Our crew were there to fish for the smallmouth, and I can tell you there is no problem catching smallmouth in this lake. We arrived at about 2 pm on Aug 7, the sun was shining, and the lake looked flat calm, so we decided to tie up some lines and head out… what a great call that was! We were not on the water 10 minutes when we hooked into our first smallmouth.

There are a lot of rocks and sand in Tomiko Lake, so the whole lake looks good once you get moving around, but what we found was you had to look for smaller gravel rocks as that was what the smallmouth were relating to, not the big boulder type rocks. Usually when the three of us (Leo, Jeff, and I) start fishing a lake we have never been on, we will hit shorelines and use different baits. One guy will throw a topwater bait like an x-pop, the other will throw a jerkbait like shadow rap shad, and one will throw a drop shot or a tube bait something that is near the bottom—and that is usually Jeff as he loves to dropshot, and Leo and I love to power fish.

We started getting a few fish here and there, but nothing to write home about, and then we hit this spot that had a cliff like shore with small rock on each side of the cliff. The wind started to blow just a little bit into this shore, and there was a little bowl-shaped bay on the left side of the cliffs; when we got there, the smallmouth were pushing bait into that little bowl and it was game on. The three of us had three triple headers, all kinds of doubles, and steady fish on for one hour right from the top to the bottom!
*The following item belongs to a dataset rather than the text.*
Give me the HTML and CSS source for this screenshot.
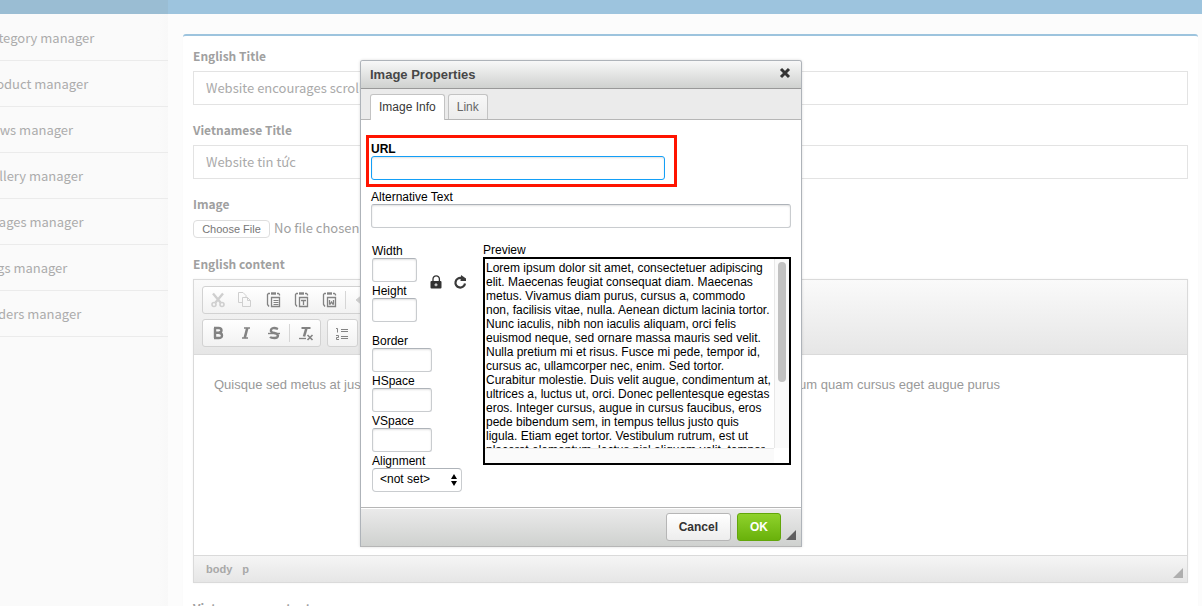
FILE: index.html
```html
<!DOCTYPE html>
<html lang="en">
<head>
<meta charset="utf-8">
<title>Image Properties</title>
<link rel="stylesheet" href="styles.css">
</head>
<body>
<div class="page">
  <header class="topbar"><div class="topbar-brand"></div></header>
  <div class="columns">
    <nav class="sidebar">
      <a href="#">Category manager</a>
      <a href="#">Product manager</a>
      <a href="#">News manager</a>
      <a href="#">Gallery manager</a>
      <a href="#">Images manager</a>
      <a href="#">Tags manager</a>
      <a href="#">Sliders manager</a>
    </nav>
    <main class="main">
      <form class="panel">
        <div class="field">
          <label for="title-en">English Title</label>
          <input class="text-box" id="title-en" type="text" value="Website encourages scrolling">
        </div>
        <div class="field">
          <label for="title-vi">Vietnamese Title</label>
          <input class="text-box" id="title-vi" type="text" value="Website tin tức">
        </div>
        <div class="field">
          <label for="image">Image</label>
          <input class="file-box" id="image" type="file">
        </div>
        <div class="field">
          <span class="label">English content</span>
          <div class="editor">
            <div class="toolbar">
              <div class="toolrow">
                <div class="group">
                  <button type="button" class="tool dim" aria-label="Cut"><svg viewBox="0 0 16 16"><path d="M3 1.500l7.500 9M13 1.500l-7.500 9" stroke-width="2.400"/><circle cx="4" cy="12.500" r="2" stroke-width="1.600"/><circle cx="12" cy="12.500" r="2" stroke-width="1.600"/></svg></button>
                  <button type="button" class="tool dim" aria-label="Copy"><svg viewBox="0 0 16 16"><path d="M4.500 10.500h-4v-10h4.500l3 3v1.500M4.500 5.500h5l3 3v6h-8zM9.500 5.500v3h3"/></svg></button>
                  <button type="button" class="tool" aria-label="Paste"><svg viewBox="0 0 16 16"><path d="M4 1.500h-1.500l-1 1v10l1.500 2M11 1.500h1.500l1 1v1" stroke-width="1.300"/><path d="M5 1.500h5" stroke-width="2.400"/><path d="M5.500 5.500h8v9h-8z" stroke-width="1.300"/><path d="M7.500 8.500h5M7.500 10.500h5M7.500 12.500h5"/></svg></button>
                  <button type="button" class="tool" aria-label="Paste as plain text"><svg viewBox="0 0 16 16"><path d="M4 1.500h-1.500l-1 1v10l1.500 2M11 1.500h1.500l1 1v1" stroke-width="1.300"/><path d="M5 1.500h5" stroke-width="2.400"/><path d="M5.500 5.500h8v9h-8zM7 8.500h5M9.500 8.500v4.500" stroke-width="1.300"/></svg></button>
                  <button type="button" class="tool" aria-label="Paste from Word"><svg viewBox="0 0 16 16"><path d="M4 1.500h-1.500l-1 1v10l1.500 2M11 1.500h1.500l1 1v1" stroke-width="1.300"/><path d="M5 1.500h5" stroke-width="2.400"/><path d="M5.500 5.500h8v9h-8zM7.500 8v4h0.700l1.300-2 1.300 2h0.700V8" stroke-width="1.300"/></svg></button>
                  <span class="sep"></span>
                  <button type="button" class="tool dim" aria-label="Undo"><svg viewBox="0 0 16 16"><path d="M2 8l5-4v8zM7 8h7" fill="currentColor"/></svg></button>
                </div>
              </div>
              <div class="toolrow">
                <div class="group">
                  <button type="button" class="tool" aria-label="Bold"><svg viewBox="0 0 16 16"><path d="M5 3v10M4 3h4.500q3 0 3 2.300T8.500 7.700H5M8.500 7.700q3.500 0 3.500 2.700T8.500 13H4" stroke-width="2.400"/></svg></button>
                  <button type="button" class="tool" aria-label="Italic"><svg viewBox="0 0 16 16"><path d="M6 3h6M4 13h6" stroke-width="1.600"/><path d="M9.300 3l-2.600 10" stroke-width="2.600"/></svg></button>
                  <button type="button" class="tool" aria-label="Strikethrough"><svg viewBox="0 0 16 16"><path d="M12 4Q8.500 2.500 6.500 3.300T5 6.500Q6 7.700 8.500 8T12 10.500Q12 13 8.500 13T4 12" stroke-width="2.300"/><path d="M2 8.500h12" stroke-width="1.400"/></svg></button>
                  <span class="sep"></span>
                  <button type="button" class="tool" aria-label="Remove format"><svg viewBox="0 0 16 16"><path d="M3.500 3h9" stroke-width="2"/><path d="M8.500 3L6 11.500" stroke-width="2.600"/><path d="M1 13.500h7" stroke-width="1.300"/><path d="M9.500 10l5 5M14.500 10l-5 5" stroke-width="1.600"/></svg></button>
                </div>
                <div class="group">
                  <button type="button" class="tool" aria-label="Numbered list"><svg viewBox="0 0 16 16"><path d="M1 3.500h1.500v4M1 10.500h2.500v2h-2v2h2.500M6 4.500h7M6 6.500h7M6 11.500h7M6 13.500h7"/></svg></button>
                </div>
              </div>
            </div>
            <div class="content"><p><span>Quisque sed metus at justo</span><span>vestibulum quam cursus eget augue purus</span></p></div>
            <div class="status"><a href="#">body</a><a href="#">p</a><svg class="grip" viewBox="0 0 10 10"><path d="M10 0v10H0z"/></svg></div>
          </div>
        </div>
        <div class="field"><span class="label">Vietnamese content</span></div>
      </form>
    </main>
  </div>
</div>

<section class="dialog" role="dialog" aria-labelledby="dialog-title">
  <div class="dialog-title">
    <span id="dialog-title">Image Properties</span>
    <button type="button" class="close" aria-label="Close"><svg viewBox="0 0 12 12"><path d="M2 2l8 8M10 2l-8 8"/></svg></button>
  </div>
  <div class="tabs">
    <button type="button" class="tab active">Image Info</button>
    <button type="button" class="tab">Link</button>
  </div>
  <div class="dialog-body">
    <div class="highlight row">
      <label for="url">URL</label>
      <input class="box focused" id="url" type="text">
    </div>
    <div class="row alt">
      <label for="alt">Alternative Text</label>
      <input class="box" id="alt" type="text">
    </div>
    <div class="split">
      <div class="props">
        <div class="size">
          <div class="stack">
            <div class="row small"><label for="w">Width</label><input class="box" id="w" type="text"></div>
            <div class="row small"><label for="h">Height</label><input class="box" id="h" type="text"></div>
          </div>
          <button type="button" class="icon" aria-label="Lock ratio"><svg viewBox="0 0 16 16"><path d="M5 7V4a3.200 3.200 0 0 1 6.400 0V7" fill="none" stroke="#333" stroke-width="1.300"/><rect x="2.500" y="6" width="11" height="7.500" rx="1" fill="#333"/><path d="M8 8.300v3M6.500 9.800h3" stroke="#ddd" stroke-width="1.200"/></svg></button>
          <button type="button" class="icon" aria-label="Reset size"><svg viewBox="0 0 16 16"><path d="M9.500 3.100A4.800 4.800 0 1 0 13 8.500" fill="none" stroke="#3a3a3a" stroke-width="2.200"/><path d="M9 0l5 3.500V6H8.500z" fill="#3a3a3a"/></svg></button>
        </div>
        <div class="stack">
          <div class="row medium"><label for="b">Border</label><input class="box" id="b" type="text"></div>
          <div class="row medium"><label for="hs">HSpace</label><input class="box" id="hs" type="text"></div>
          <div class="row medium"><label for="vs">VSpace</label><input class="box" id="vs" type="text"></div>
          <div class="row align"><label for="al">Alignment</label>
            <div class="select"><select id="al"><option>&lt;not set&gt;</option></select><svg viewBox="0 0 6 12"><path d="M3 0l3 5H0zM3 12L0 7h6z"/></svg></div>
          </div>
        </div>
      </div>
      <div class="preview-col">
        <div>Preview</div>
        <div class="preview">
          <div class="preview-text">Lorem ipsum dolor sit amet, consectetuer adipiscing elit. Maecenas feugiat consequat diam. Maecenas metus. Vivamus diam purus, cursus a, commodo<br>non, facilisis vitae, nulla. Aenean dictum lacinia tortor. Nunc iaculis, nibh non iaculis aliquam, orci felis euismod neque, sed ornare massa mauris sed velit. Nulla pretium mi et risus. Fusce mi pede, tempor id, cursus ac, ullamcorper nec, enim. Sed tortor. Curabitur molestie. Duis velit augue, condimentum at, ultrices a, luctus ut, orci. Donec pellentesque egestas eros. Integer cursus, augue in cursus faucibus, eros pede bibendum sem, in tempus tellus justo quis ligula. Etiam eget tortor. Vestibulum rutrum, est ut placerat elementum, lectus nisl aliquam velit, tempor</div>
          <div class="track-y"><div class="thumb"></div></div>
          <div class="track-x"></div>
        </div>
      </div>
    </div>
  </div>
  <div class="dialog-foot">
    <button type="button" class="btn">Cancel</button>
    <button type="button" class="btn ok">OK</button>
    <svg class="grip" viewBox="0 0 10 10"><path d="M10 0v10H0z"/></svg>
  </div>
</section>
</body>
</html>
```
FILE: styles.css
```css
* { box-sizing: border-box; }
body {
  margin: 0;
  font: 13px/20px "Noto Sans CJK SC", "Noto Sans", sans-serif;
  color: #a3a3a3;
  background: #fcfcfc;
}
button, input, select { font: inherit; color: inherit; margin: 0; }
a { color: inherit; text-decoration: none; }
.page { height: 100vh; overflow: hidden; display: flex; flex-direction: column; }
.topbar { flex: none; height: 14px; background: #9dc4de; }
.topbar-brand { width: 168px; height: 100%; background: #9abdd3; }
.columns { flex: 1; display: flex; align-items: stretch; min-height: 0; }
.sidebar {
  flex: none; width: 168px; padding-top: 1px; overflow: hidden;
  display: flex; flex-direction: column;
  background: linear-gradient(to right, #fafafa 94%, #f8f8f8);
}
.sidebar a {
  height: 46px; line-height: 45px; margin-left: -17px;
  color: #acacac; border-bottom: 1px solid #ebebeb; white-space: nowrap;
}
.main { flex: 1; min-width: 0; padding: 20px 4px 0 15px; }
.panel {
  border-top: 2px solid #9dc4de; border-radius: 3px 3px 0 0;
  background: #fff; padding: 10px; box-shadow: 0 1px 1px rgba(0,0,0,.06);
  display: flex; flex-direction: column; gap: 15px;
}
.field { display: flex; flex-direction: column; gap: 5px; }
.field > label, .label { font-size: 12px; font-weight: 700; line-height: 20px; color: #a0a0a0; }
.text-box {
  width: 100%; height: 34px; padding: 0 12px 2px;
  border: 1px solid #e3e3e3; background: #fff; color: #aaa;
}
.file-box { height: 20px; line-height: 18px; color: #a0a0a0; overflow: visible; }
.file-box::file-selector-button {
  font: 11px/16px "Liberation Sans", Arial, sans-serif; color: #777;
  height: 18px; width: 77px; padding: 0; margin: 0 4px 0 0;
  border: 1px solid #dedede; border-radius: 4px; background: #fff;
}
.editor { border: 1px solid #dadada; box-shadow: 0 0 2px rgba(0,0,0,.06); }
.toolbar {
  padding: 6px 8px 7px; display: flex; flex-direction: column; gap: 5px;
  background: linear-gradient(#fafafa, #e6e6e6); border-bottom: 1px solid #dadada;
}
.toolrow { display: flex; gap: 6px; }
.group {
  display: flex; align-items: center; height: 28px; padding: 0 1px 0 0;
  border: 1px solid #d2d2d2; border-radius: 3px;
  background: linear-gradient(#fff, #f2f2f2);
}
.tool { width: 28px; height: 26px; padding: 0 5px 0 7px; border: 0; background: none; color: #838383; display: flex; align-items: center; }
.tool svg { width: 16px; height: 16px; fill: none; stroke: currentColor; }
.dim { color: #cfcfcf; }
.sep { width: 1px; height: 18px; margin: 0 1px 0 2px; background: #d6d6d6; }
.content { height: 200px; padding: 20px; font: 13px/20px "Liberation Sans", Arial, sans-serif; color: #999; }
.content p { margin: 0; max-width: 786px; display: flex; justify-content: space-between; white-space: nowrap; }
.status {
  display: flex; align-items: center; gap: 10px; height: 27px; padding: 0 4px 0 12px;
  border-top: 1px solid #dadada; background: linear-gradient(#f5f5f5, #e6e6e6);
  font: bold 11px/16px "Liberation Sans", Arial, sans-serif; color: #a8a8a8;
}
.grip { width: 10px; height: 10px; margin-left: auto; fill: #aeaeae; align-self: flex-end; margin-bottom: 4px; }

.dialog {
  position: absolute; left: 360px; top: 60px; width: 442px;
  border: 1px solid #aeb3b9; border-bottom-color: #b6b6b6; border-radius: 3px 3px 0 0;
  box-shadow: 0 0 3px rgba(0,0,0,.15); background: #fff;
  font: 12px/14px "Liberation Sans", Arial, sans-serif; color: #000;
}
.dialog-title {
  display: flex; align-items: center; justify-content: space-between;
  height: 28px; padding: 0 10px 0 9px; border-bottom: 1px solid #999;
  border-radius: 2px 2px 0 0; background: linear-gradient(#f8f8f8, #cfd1cf);
  font-size: 13px; font-weight: bold; color: #474747;
}
.close { display: flex; padding: 0; border: 0; background: none; margin-bottom: 3px; }
.close svg { width: 12px; height: 12px; stroke: #333; stroke-width: 3; }
.tabs {
  display: flex; align-items: flex-end; gap: 3px; height: 31px; padding: 0 9px;
  background: #ebebeb; border-bottom: 1px solid #b6b6b6;
}
.tab {
  height: 25px; padding: 0 8px; border: 1px solid #c3c3c3; border-bottom: 0;
  border-radius: 3px 3px 0 0; background: linear-gradient(#f8f8f8, #ececec); color: #676767;
}
.tab.active { height: 26px; margin-bottom: -1px; padding-bottom: 1px; background: #fff; color: #383838; }
.dialog-body { padding: 15px 10px; }
.row { display: flex; flex-direction: column; }
.highlight { width: 311px; margin-left: -5px; padding: 4px 9px 4px 2px; border: 3px solid #ff1400; font-weight: bold; }
.alt { margin-top: 3px; }
.box {
  width: 100%; height: 24px; padding: 0 4px; background: #fff;
  border: 1px solid #c9cccf; border-top-color: #aeb3b9; border-radius: 3px;
  box-shadow: inset 0 1px 2px rgba(0,0,0,.12);
}
.focused { border-color: #139ff7; }
.split { display: flex; margin-top: 15px; }
.props { width: 112px; padding: 1px 0 0 1px; display: flex; flex-direction: column; gap: 12px; }
.stack { display: flex; flex-direction: column; gap: 2px; }
.size { display: flex; align-items: center; gap: 8px; }
.size .stack { margin-right: 3px; }
.small { width: 45px; }
.medium { width: 60px; }
.align { width: 90px; }
.icon { width: 16px; padding: 0; border: 0; background: none; display: flex; }
.icon svg { width: 16px; height: 16px; }
.select { display: grid; align-items: center; }
.select select, .select svg { grid-area: 1 / 1; }
.select select {
  appearance: none; height: 24px; padding: 0 8px 2px 7px; background: #fff;
  border: 1px solid #c9cccf; border-top-color: #aeb3b9; border-radius: 4px;
}
.select svg { width: 6px; height: 12px; justify-self: end; margin-right: 5px; pointer-events: none; }
.preview-col { flex: 1; min-width: 0; }
.preview {
  height: 208px; border: 2px solid #000; display: grid;
  grid-template: minmax(0, 1fr) 15px / minmax(0, 1fr) 15px;
}
.preview-text { padding: 2px 2px 0 1px; overflow: hidden; }
.track-y { background: #fafafa; border-left: 1px solid #e8e8e8; padding: 3px 3px 0; }
.thumb { height: 120px; border-radius: 4px; background: #c1c1c1; }
.track-x { background: #fafafa; border-top: 1px solid #e8e8e8; }
.dialog-foot {
  display: flex; align-items: center; justify-content: flex-end; gap: 6px;
  height: 39px; padding-right: 5px; border-top: 1px solid #b6b6b6;
  background: linear-gradient(#ebebeb, #cfd1cf); box-shadow: inset 0 1px 0 #fff;
}
.btn {
  height: 28px; padding: 0 12px; border: 1px solid #b6b6b6; border-radius: 3px;
  background: linear-gradient(#fff, #ededed); font-weight: bold; color: #333;
}
.ok { border-color: #62a60a; background: linear-gradient(#8fd22c, #69b10b); color: #fff; }
.dialog-foot .grip { margin: 0 0 6px -1px; fill: #5f5f5f; }
```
It did not matter what bait you were throwing, it was one of those moments you never want to end. The fish were all between 2 to 3 pounds, but we had a blast.

anglers with smallmouth bass

The next day we woke up to a storm—the rain was pouring down in buckets, thunder, lighting, and the whole nine yards. In all the years I have been fishing after a storm like that, the fishing can be really tough. It cleared out by about 1pm, and we decided to head out and see if we could find some big fish. We went back to the spot we had the day before and there was not a fish to be had.

That’s the thing with smallmouth: they are here today, gone tomorrow. As it was a getting a little too windy, we started fishing the west side of the lake as there was some wind protection on that side. We were on our Motorguide trolling motor, and we noticed on our Garmin Panoptix that there was an underwater point that came pretty far off the shore, so we decided to head to the end of it. After the storm, we figured the fish would move deep, and we were right.

I made my first cast with a deep shadow rap shad and hooks into a 7- or 8-pound walleye, with Jeff hooking a 4-pounder at the same time. As we are fighting to get our fish in, Leo hooked into a 3-pound smallmouth, all in the same area. During the fight, Jeff’s walleye got off the hook, but he made another cast before we landed our fish and he hooked up with about a 3-pound smallmouth.

It was a spot you dream of landing on just after a storm front. It turned out to be magic! It was fish after fish for an hour before we wrapped up the show, fishing in just two locations. Some day I am going to go back to beautiful Tomiko Lake Lodge and fish this lake again… and this time, I might just hunt for walleye.